Think for a moment about a multi millionaire who owns a company that his father started. Perhaps they are in a small or medium sized town. The company has done well and has always done well. The owner is not so concerned with his own salary or earnings; he is doing fine. He is more concerned that the company that his father started prospers and, more importantly, that he carries on the vision and passion that his father had when he founded the company. He wants to treat his employees well. He wants to treat his customers well. He wants to create a good product that he can be proud of. He wants to be a good steward of the environment, as he lives in the community where the factory is. In short, his concern is with the company and its reputation and health.
On the other hand, most companies are owned not by an owner but by shareholders. There is nothing wrong with shareholders; I am one and it is likely you are too. We own a little slice of that company and therefore we want it to prosper and do well so that we, too, will profit. Most of us are shareholders through our 401k or other retirement accounts. Even if we hold individual stocks it is unlikely we have voted our shares or influenced any company decisions. We are mostly good people but we own the company as a collective, and as a collective our motive is purely profit.
There is nothing wrong with profit. Profit is what motivates the entrepreneur to start a business and satisfy a need that we have as a society. Profit is a great motivator. But if we return to the privately owned and managed single proprietorship for a moment; it is only one motivation.
I have seen quarter after quarter where company after company does some pretty strange (but legal) things with sales. They invariably do whatever they can to “pull sales up” into the quarter to “make the numbers”. Everyone jokes about how all they are doing is robbing sales from the next quarter but it keeps happening every time. I have to remember with many customers that they cannot run any trials toward the end of the month because they need to “make the monthly numbers” for production or productivity. Those monthly numbers would not be as important to someone who owned the company outright, but to analysts and shareholders, they mean a great deal.
Most of us own stocks, but we mostly own them in the form of mutual funds. We find it convenient to diversify by owning a preset mix of stocks that is pre-diversified, and the thinking is done by people with the time to analyse which stocks are winners and which to avoid. We sign up for an investment plan and then put it on autopilot and let it go, hoping for a good return. We are told that stock pickers and market timers actually lag in overall performance, and so we rely on dollar cost averaging and diversification and asset allocation. Or we listen to Mad Money and make specific stock picks and try to stay on top of it until our work or family get in the way.
The money managers end up making the decisions and therefore companies worry an inordinate amount about the quarterly report and whether it will curry favor with the fund managers and analysts and so we pull out all the stops for the quarterly numbers.

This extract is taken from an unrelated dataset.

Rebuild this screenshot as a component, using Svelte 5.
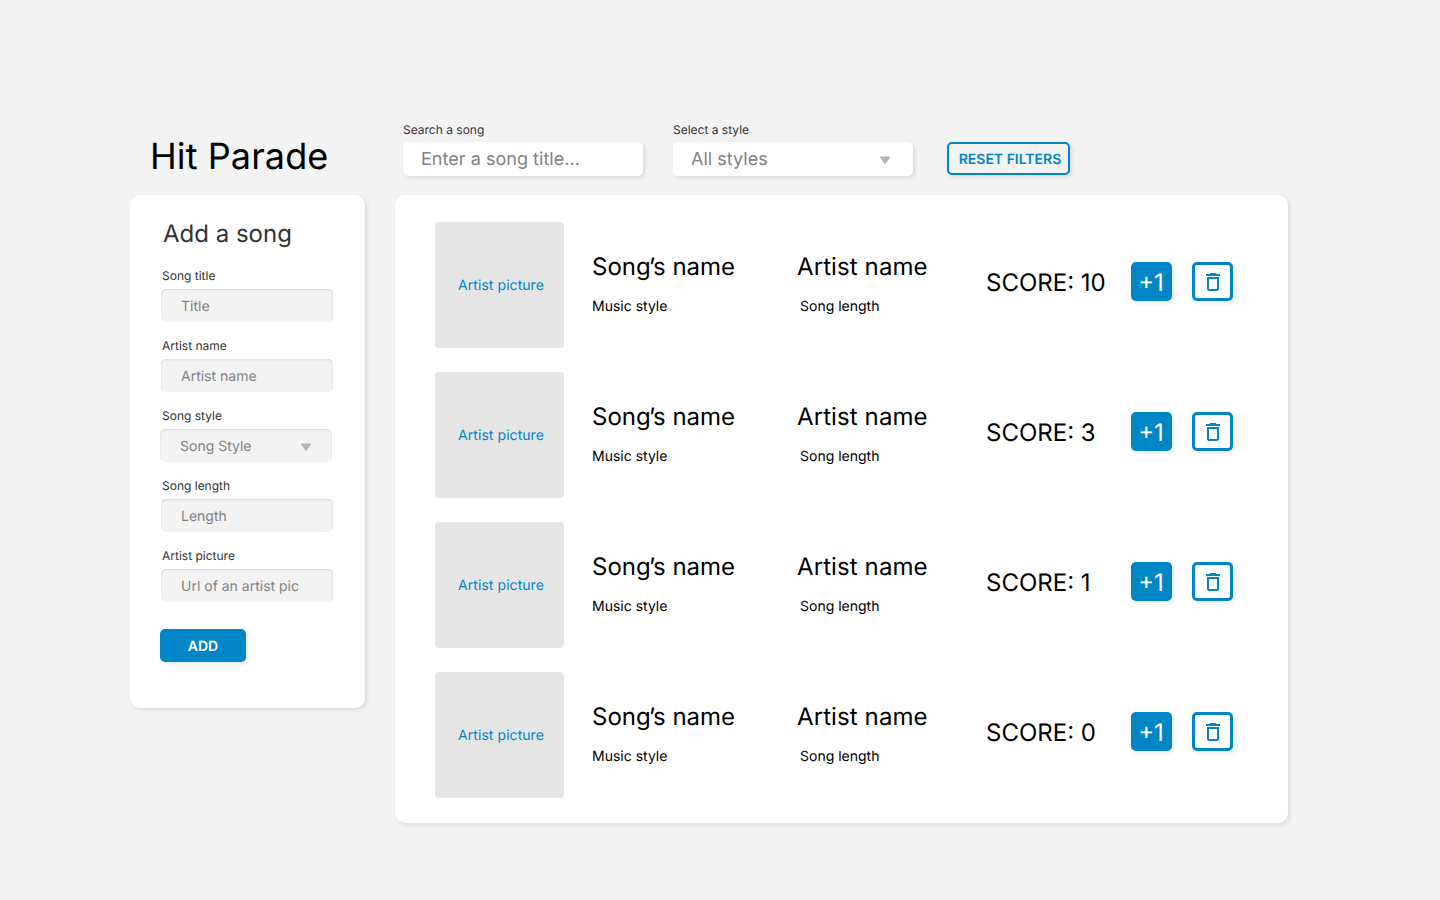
<script>
  const fields = [
    { label: 'Song title', placeholder: 'Title' },
    { label: 'Artist name', placeholder: 'Artist name' },
    { label: 'Song style', placeholder: 'Song Style', select: true },
    { label: 'Song length', placeholder: 'Length' },
    { label: 'Artist picture', placeholder: 'Url of an artist pic' }
  ];

  let songs = $state([{ score: 10 }, { score: 3 }, { score: 1 }, { score: 0 }]);

  function remove(index) {
    songs.splice(index, 1);
  }
</script>

{#snippet arrow()}
  <svg class="arrow" width="12" height="9" viewBox="0 0 12 9" aria-hidden="true">
    <path d="M1.2 1H10.8L6 7.8Z" stroke-width="1" stroke-linejoin="round" />
  </svg>
{/snippet}

<main>
  <header>
    <h1>Hit Parade</h1>
    <div class="filter">
      <span class="label">Search a song</span>
      <div class="control">Enter a song title...</div>
    </div>
    <div class="filter">
      <span class="label">Select a style</span>
      <div class="control">All styles {@render arrow()}</div>
    </div>
    <button class="reset">RESET FILTERS</button>
  </header>

  <div class="content">
    <section class="card form">
      <h2>Add a song</h2>
      {#each fields as field}
        <div class="field" class:select={field.select}>
          <span class="label">{field.label}</span>
          <div class="input">
            {field.placeholder}
            {#if field.select}{@render arrow()}{/if}
          </div>
        </div>
      {/each}
      <button class="add">ADD</button>
    </section>

    <section class="card list">
      {#each songs as song, i}
        <article>
          <div class="picture">Artist picture</div>
          <div class="info song">
            <h3>Song<span class="apostrophe">’</span>s name</h3>
            <p>Music style</p>
          </div>
          <div class="info artist">
            <h3>Artist name</h3>
            <p>Song length</p>
          </div>
          <div class="score">SCORE: {song.score}</div>
          <button class="vote" onclick={() => song.score++}>+1</button>
          <button class="delete" aria-label="Delete" onclick={() => remove(i)}>
            <svg width="24" height="24" viewBox="0 0 24 24">
              <path d="M6 19c0 1.1.9 2 2 2h8c1.1 0 2-.9 2-2V7H6v12zM8 9h8v10H8V9zm7.5-5-1-1h-5l-1 1H5v2h14V4h-3.5z" />
            </svg>
          </button>
        </article>
      {/each}
    </section>
  </div>
</main>

<style>
  :global(body) {
    background: #f3f3f3;
  }

  main {
    box-sizing: border-box;
    width: 1440px;
    height: 900px;
    padding: 122px 0 0 130px;
    background: #f3f3f3;
    font-family: Inter, sans-serif;
    text-rendering: geometricPrecision;
    color: #000;
  }

  h1, h2, h3, p {
    margin: 0;
    font-weight: 400;
  }

  button {
    box-sizing: border-box;
    padding: 0;
    border: 0;
    border-radius: 5px;
    font-family: inherit;
    text-rendering: inherit;
    box-shadow: 2px 2px 4px rgba(0, 0, 0, 0.1);
    display: flex;
    align-items: center;
    justify-content: center;
  }

  header {
    display: flex;
    height: 73px;
  }

  h1 {
    width: 253px;
    padding: 12px 0 0 20px;
    font-size: 36px;
    line-height: 44px;
    letter-spacing: 0.1px;
    white-space: nowrap;
  }

  .label {
    display: block;
    font-size: 12px;
    line-height: 15px;
    color: #333;
  }

  .filter {
    width: 240px;
    margin-right: 30px;
  }

  .control {
    box-sizing: border-box;
    display: flex;
    align-items: center;
    justify-content: space-between;
    height: 34px;
    margin-top: 5px;
    padding: 1px 22px 0 18px;
    border-radius: 5px;
    background: #fff;
    box-shadow: 2px 2px 4px rgba(0, 0, 0, 0.1);
    font-size: 18px;
    letter-spacing: 0.03px;
    color: #828282;
  }

  .arrow {
    fill: #b5b5b5;
    stroke: #b5b5b5;
    margin-top: 2px;
  }

  .reset {
    width: 123px;
    height: 33px;
    margin: 20px 0 0 4px;
    padding: 1px 0 0 3px;
    border: 2px solid #0085c7;
    background: #f3f3f3;
    color: #0085c7;
    font-size: 14px;
    font-weight: 600;
  }

  .content {
    display: flex;
    align-items: flex-start;
    gap: 30px;
  }

  .card {
    box-sizing: border-box;
    border-radius: 10px;
    background: #fff;
    box-shadow: 2px 2px 4px rgba(0, 0, 0, 0.1);
  }

  .form {
    width: 235px;
    height: 513px;
    padding: 24px 32px 0 31px;
  }

  h2 {
    margin: 0 0 20px 2px;
    font-size: 24px;
    line-height: 29px;
    color: #333;
  }

  .field {
    margin-bottom: 16px;
  }

  .field .label {
    margin: 0 0 6px 1px;
  }

  .input {
    box-sizing: border-box;
    display: flex;
    align-items: center;
    justify-content: space-between;
    width: 172px;
    height: 33px;
    padding: 2px 20px 0;
    border-radius: 5px;
    background: #f3f3f3;
    box-shadow: inset 0 1px 2px rgba(0, 0, 0, 0.12);
    font-size: 14px;
    line-height: 17px;
    color: #828282;
    white-space: nowrap;
  }

  .select .input {
    margin-left: -1px;
  }

  .add {
    width: 86px;
    height: 33px;
    margin: 27px 0 0 -1px;
    padding-top: 2px;
    background: #0085c7;
    color: #fff;
    font-size: 14px;
    font-weight: 600;
  }

  .list {
    display: flex;
    flex-direction: column;
    gap: 24px;
    width: 893px;
    height: 628px;
    padding: 27px 40px 0;
  }

  article {
    display: flex;
    height: 126px;
  }

  .picture {
    box-sizing: border-box;
    display: flex;
    align-items: center;
    justify-content: center;
    width: 129px;
    height: 126px;
    padding: 1px 0 0 3px;
    border-radius: 4px;
    background: #e5e5e5;
    font-size: 14px;
    line-height: 17px;
    letter-spacing: 0.06px;
    color: #0085c7;
  }

  .info {
    padding-top: 30px;
    white-space: nowrap;
  }

  .song {
    width: 205px;
    margin-left: 28px;
  }

  .artist {
    width: 189px;
  }

  .artist h3 {
    letter-spacing: 0.1px;
  }

  .artist p {
    padding-left: 3px;
  }

  h3 {
    margin-bottom: 17px;
    font-size: 24px;
    line-height: 29px;
  }

  .apostrophe {
    margin: 0 -2.4px 0 -1.6px;
  }

  p {
    font-size: 14px;
    line-height: 17px;
  }

  .score {
    width: 145px;
    padding-top: 46px;
    font-size: 24px;
    line-height: 29px;
    white-space: nowrap;
  }

  .vote,
  .delete {
    width: 41px;
    height: 39px;
    margin-top: 40px;
  }

  .vote {
    margin-right: 20px;
    padding: 2px 1px 0 0;
    background: #0085c7;
    color: #fff;
    font-size: 24px;
  }

  .delete {
    padding: 1px 0 0 1px;
    border: 3px solid #0085c7;
    background: #fff;
  }

  .delete svg {
    fill: #0085c7;
  }
</style>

I once had a customer, a great American brand with a great product, shut down a profitably assembly plant in the heart of America. I knew the plant was making money and it was fairly new and producing a good product. I was fortunate enough to have dinner with their president one evening and asked him about the closing. It seems that their company was a division of another company who rated all of their holdings using a formula called NRONTA, which means Net Return On Net Tangible Assets. They were profitable but had too many “net tangible assets” and the only way out for them was to close a plant and consolidate production. This was stupid on its face but not when you consider investors and their need for higher profits.
If all investors owned individual stocks and they all went to shareholder meetings and voted, things might be different. The system might reflect the net wisdom of all of those shareholders and their views on the future of those individual companies. But that is not the case. We, collectively, own most of these companies but the reality is that these decisions are made by a very small group of people who have no loyalty to the company or the employees or the community. Their loyalty is to maximize quarterly profit and they will drop a company in a heartbeat for a short term poor performance in favor of the latest hot commodity.

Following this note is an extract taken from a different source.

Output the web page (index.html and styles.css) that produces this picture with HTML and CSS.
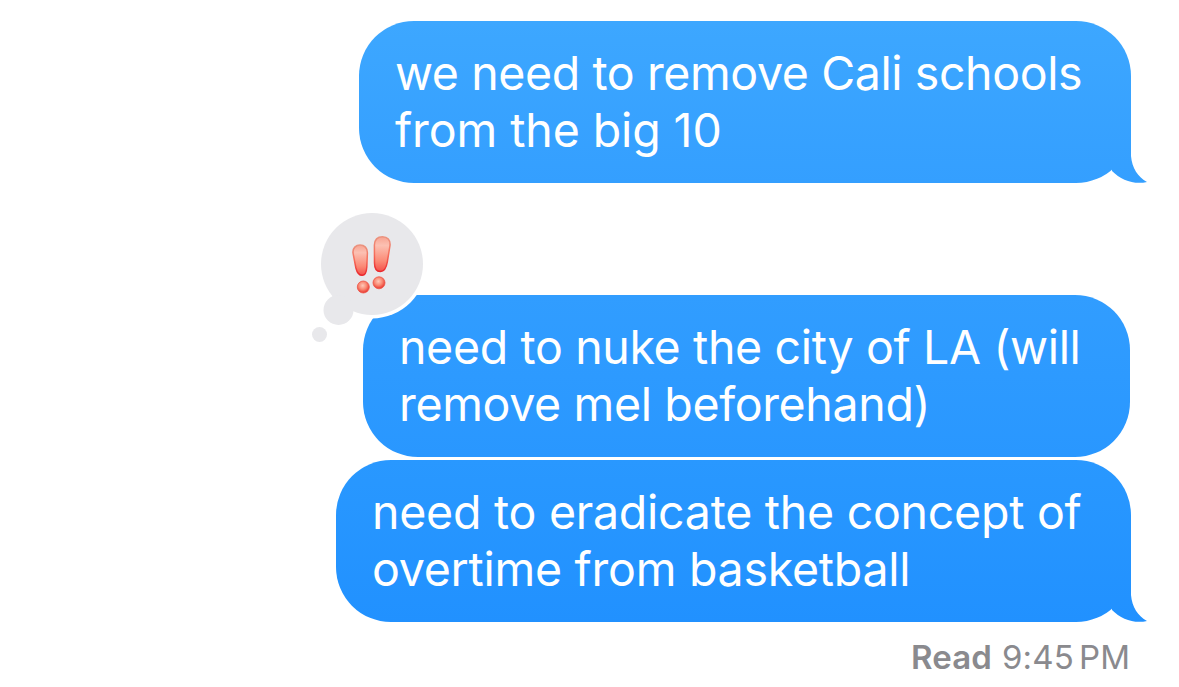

The guy who starts a company from scratch and retains full ownership does not worry about quarterly reports (report to who?) and he cares about the employees and customers and the community and, yes, profitability but he usually has a much longer term agenda and is typically not going anywhere. The CEO of XYC Corp will probably be elsewhere in a few years when all of the fallout from short-sighted policies comes to bear.
Let me repeat, I am a fan of free market capitalism. I am a fan of profits and competition and I love to see people getting wealthy from investing in high quality American companies. But the system has been skewed, and the resulting decisions are not good for the free market economy I love so much. We are a short attention span, what have you done for me lately, uninvolved bunch of owners, and that is not good for competitiveness in the long run.
I am not sure what the answer is in the long run. It may be individuals voting their shares. It may be a shift from mutual funds to individual stocks. It may mean investors paying more attention to details or analysts having a longer time frame. I don’t know what the answer is, but the first step is recognizing you have a problem.